Lois, in case you...

Damn Good Advice by George Lois

Last week I had the very strange and imposter sydrome-esque experience of being the closing speaker at a conference that George Lois opened, so I picked up his book and read it on the plane home.

Lois, in case you don’t know, is a legend of advertising and one of the models for Don Draper on the show Mad Men.1 (He’s interviewed a lot in the movie Art & Copy.

What you need to know about Lois, other than his huge body of work, is summed up quite succinctly in section #115: “My professional practice derives directly from romantic ideas of the superhuman artist.”

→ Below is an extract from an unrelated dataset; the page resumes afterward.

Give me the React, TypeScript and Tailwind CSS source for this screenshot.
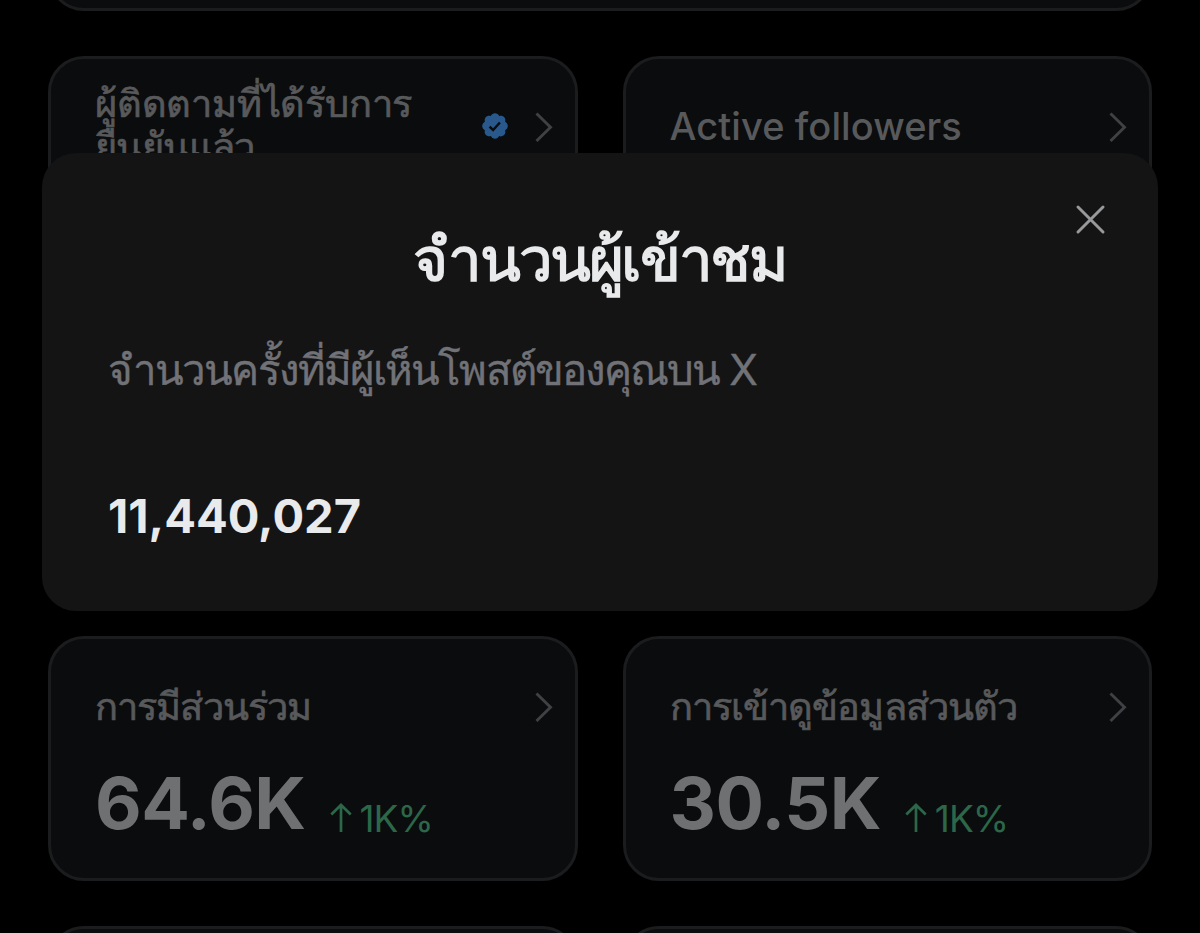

So, given my contempt for “creative” as a noun, you can imagine how many things I disagreed with in this book, but I was also surprised by how many things I was touched by, particularly towards the end of the book, when Lois softens up a bit with the ego and becomes a little less “superhuman” and more “human”: he reads the New York Times every day, he goes to The Met every Sunday to look at art, he’s been with his wife and muse for over 60 years, he hates Twitter but loves drawing, he believes in extolling mentors, etc.

The book is full of good war stories, and if you’re interested in the history of advertising, I’d recommend it — especially contrasted with Ogilvy’s Confessions of an Ad Man or the work of Howard Gossage.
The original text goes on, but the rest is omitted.